The recycled moisture, including the moisture from local surface evaporation and transpiration, relative to advected moisture, plays a vital role in terrestrial hydrological circulation (Trenberth, 1999; van der Ent et al., 2010; Theeuwen et al., 2023; Xiao et al., 2023). The fractional contribution of recycled moisture in local precipitation is a spatially varying parameter, reflecting the climate conditions and the underlying surface (Xiao et al., 2018; Tuinenburg et al., 2020; Dominguez et al., 2022; Harrington et al., 2023). Under changing climate, the moisture recycling ratio reflects both natural and human processes at various scales, and provides information on water resource management (Keune and Miralles, 2019; Li and Wang, 2020; te Wierik et al., 2021).
Stable isotope tracers of hydrogen (δ2H) and oxygen (δ18O) have been widely considered in hydrology (Gimeno et al., 2012; Bowen et al., 2019). When stable isotope compositions of each end member of potential water sources of local precipitation are available, moisture recycling ratio can be determined using an isotope mixing model. From a mathematical perspective, we expect to find the unique solution to linear equations, no matter whether three (advection, surface evaporation, and transpiration as sources of local precipitation) or two (advection and surface evaporation as sources of local precipitation) contributions are assumed (Kong et al., 2013; Zhang and Wang, 2016; Gui et al., 2022).
In most conditions, a linear method is applied in most studies (Peng et al., 2011; Li et al., 2016; Sun et al., 2020; Gui et al., 2022), but linear equations often do not provide a reasonable fractional contribution solution ranging from 0.0% to 100.0%, which constrains the application in wider spatial and temporal scopes (Wang et al., 2016; Zhao et al., 2019; Zhu et al., 2020). For example, in an arid riparian forest, there were negative contributions of evaporation, ranging from -23.9% to -5.6%, and monthly contribution of advection ranges from 61.4% to 119.3% using isotope-based linear mixing model (Zhao et al., 2019). The Monte Carlo method was also used in this riparian forest, but the results were still abnormal.

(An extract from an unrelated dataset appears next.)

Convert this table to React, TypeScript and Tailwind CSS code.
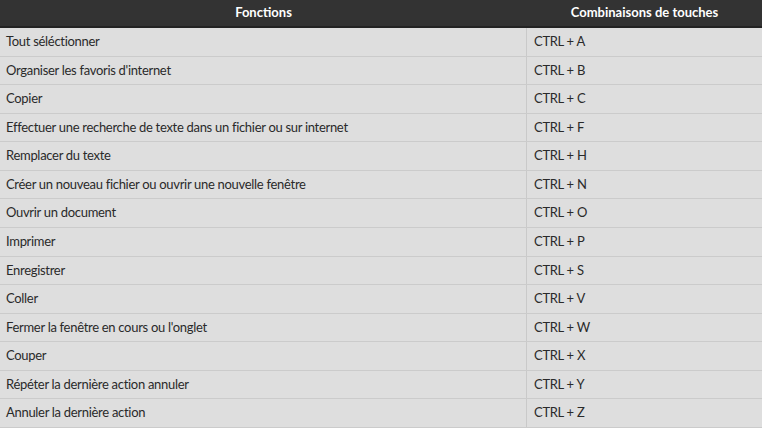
import React from 'react';

const shortcuts: [string, string][] = [
  ['Tout séléctionner', 'CTRL + A'],
  ["Organiser les favoris d'internet", 'CTRL + B'],
  ['Copier', 'CTRL + C'],
  ['Effectuer une recherche de texte dans un fichier ou sur internet', 'CTRL + F'],
  ['Remplacer du texte', 'CTRL + H'],
  ['Créer un nouveau fichier ou ouvrir une nouvelle fenêtre', 'CTRL + N'],
  ['Ouvrir un document', 'CTRL + O'],
  ['Imprimer', 'CTRL + P'],
  ['Enregistrer', 'CTRL + S'],
  ['Coller', 'CTRL + V'],
  ["Fermer la fenêtre en cours ou l'onglet", 'CTRL + W'],
  ['Couper', 'CTRL + X'],
  ['Répéter la dernière action annuler', 'CTRL + Y'],
  ['Annuler la dernière action', 'CTRL + Z'],
];

export default function App() {
  return (
    <div className="w-[762px] h-[428px] bg-white font-['Lato',sans-serif] text-[13px] text-[#2a2a2a]">
      {/* Header */}
      <div className="flex h-[28px] bg-[#333333] border-b-2 border-[#232323] text-white font-bold">
        <div className="w-[527px] flex items-center justify-center">Fonctions</div>
        <div className="flex-1 flex items-center justify-center">Combinaisons de touches</div>
      </div>

      {/* Rows */}
      {shortcuts.map(([label, keys]) => (
        <div key={keys} className="flex h-[28.57px] bg-[#dedede] border-b border-[#cbcbcb] tracking-[-0.3px]">
          <div className="w-[527px] flex items-center px-[6px] border-r border-[#c9c9c9]">{label}</div>
          <div className="flex-1 flex items-center px-[7px]">{keys}</div>
        </div>
      ))}
    </div>
  );
}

In another case, when three-component mixing models were applied, 19 in 20 monthly evaporations had no reasonable result with contributions between 0.0% and 100.0% in the mountains in Northwest China (Qiu et al., 2021). If the most negative contribution was removed, i.e., the two-component mixing models were used, 8 cases still have abnormal contributions (<0.0% or >100.0%). Some recent studies showed that the Bayesian estimate may have the potential in quantifying moisture recycling (Moore and Semmens, 2008; Parnell et al., 2010; Stock et al., 2018; Qiu et al., 2021; Wang et al., 2022). For example, Qiu et al. (2021) found that the Bayesian model always has fractional contributions between 0.0% and 100.0%. However, the difference in the performance between linear and the Bayesian mixing models under various climates has not been thoroughly studied yet.

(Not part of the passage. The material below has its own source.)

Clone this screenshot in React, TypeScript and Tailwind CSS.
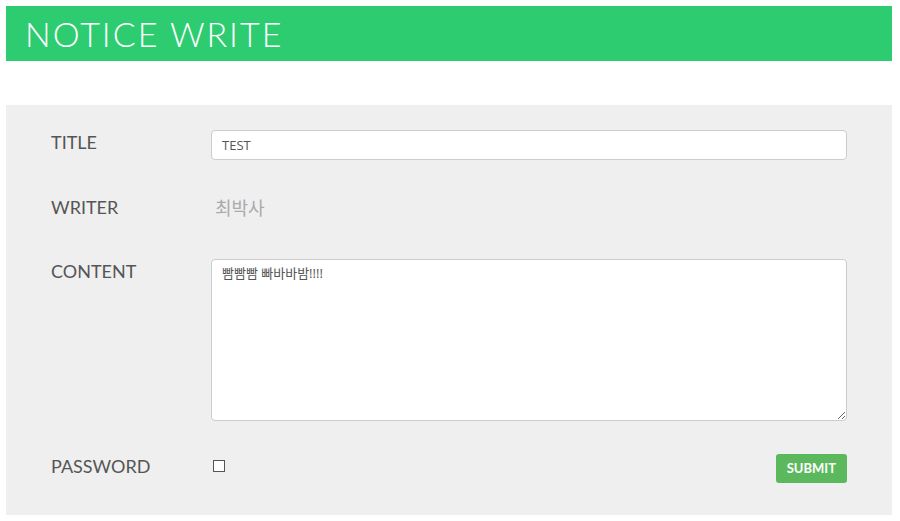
export default function App() {
  return (
    <div className="min-h-[521px] bg-white pt-[6px] pl-[6px] pr-[8px] font-['Lato','Noto_Sans_CJK_KR',sans-serif]">
      <div className="h-[55px] bg-[#2ecc71] flex items-center pl-[19px]">
        <h1 className="text-[34px] font-light text-white leading-none tracking-[2px]">NOTICE WRITE</h1>
      </div>

      <form className="mt-[44px] bg-[#efefef] px-[45px] pt-[25px] pb-[32px] text-[#555]">
        <div className="flex items-start">
          <label className="w-[160px] text-[18px] leading-[24px]">TITLE</label>
          <input
            readOnly
            defaultValue="TEST"
            className="flex-1 h-[30px] rounded-[4px] border border-[#ccc] bg-white px-[10px] text-[13px] text-[#555] outline-none font-['Open_Sans','Noto_Sans_CJK_KR',sans-serif]"
          />
        </div>

        <div className="flex items-start mt-[35px]">
          <label className="w-[160px] text-[18px] leading-[24px]">WRITER</label>
          <span className="pl-[4px] text-[18px] leading-[24px] text-[#aaa] font-['Noto_Sans_CJK_KR',sans-serif]">최박사</span>
        </div>

        <div className="flex items-start mt-[40px]">
          <label className="w-[160px] text-[18px] leading-[24px]">CONTENT</label>
          <textarea
            readOnly
            defaultValue="빰빰빰 빠바바밤!!!!"
            className="flex-1 h-[162px] rounded-[4px] border border-[#ccc] bg-white px-[10px] py-[4px] text-[13px] text-[#555] outline-none font-['Open_Sans','Noto_Sans_CJK_KR',sans-serif]"
          />
        </div>

        <div className="flex items-start mt-[33px]">
          <label className="w-[160px] text-[18px] leading-[24px]">PASSWORD</label>
          <div className="flex-1 flex items-start justify-between">
            <span className="mt-[6px] ml-[2px] w-[12px] h-[12px] border border-[#555] bg-white" />
            <button
              type="button"
              className="h-[29px] px-[11px] rounded-[3px] bg-[#5cb85c] text-white text-[13px] font-bold"
            >
              SUBMIT
            </button>
          </div>
        </div>
      </form>
    </div>
  )
}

In this study, we selected four areas (including 18 sampling stations) from the coastline to the inland in China and then obtained the moisture recycling ratio using linear and the Bayesian mixing models. This work aims to understand the performances of isotope-based linear and the Bayesian mixing models from various climates in China. Through this study, we can better understand the hydrological cycle process in China and provide scientific basis for water resource management and sustainable development.

2 Materials and methods

2.1 Data collection

Four sampling areas in China from eastern coastline to western inland were selected, namely the Taiwan Dao, the Guanzhong Plain, the Qilian Mountains, and the Junggar Basin (Fig. 1; Table 1). The selection criteria of the study area include: (1) the stable isotope compositions of δ2H and δ18O in precipitating vapor, surface evaporation vapor, transpiration vapor, and advection vapor had to be publicly available; and (2) at least three neighboring stations (interior distance <200 km) had to be available in a single area to eliminate the influence of station selection. The isotope compositions are all expressed using the delta notation relative to the Vienna Standard Mean Ocean Water (V-SMOW).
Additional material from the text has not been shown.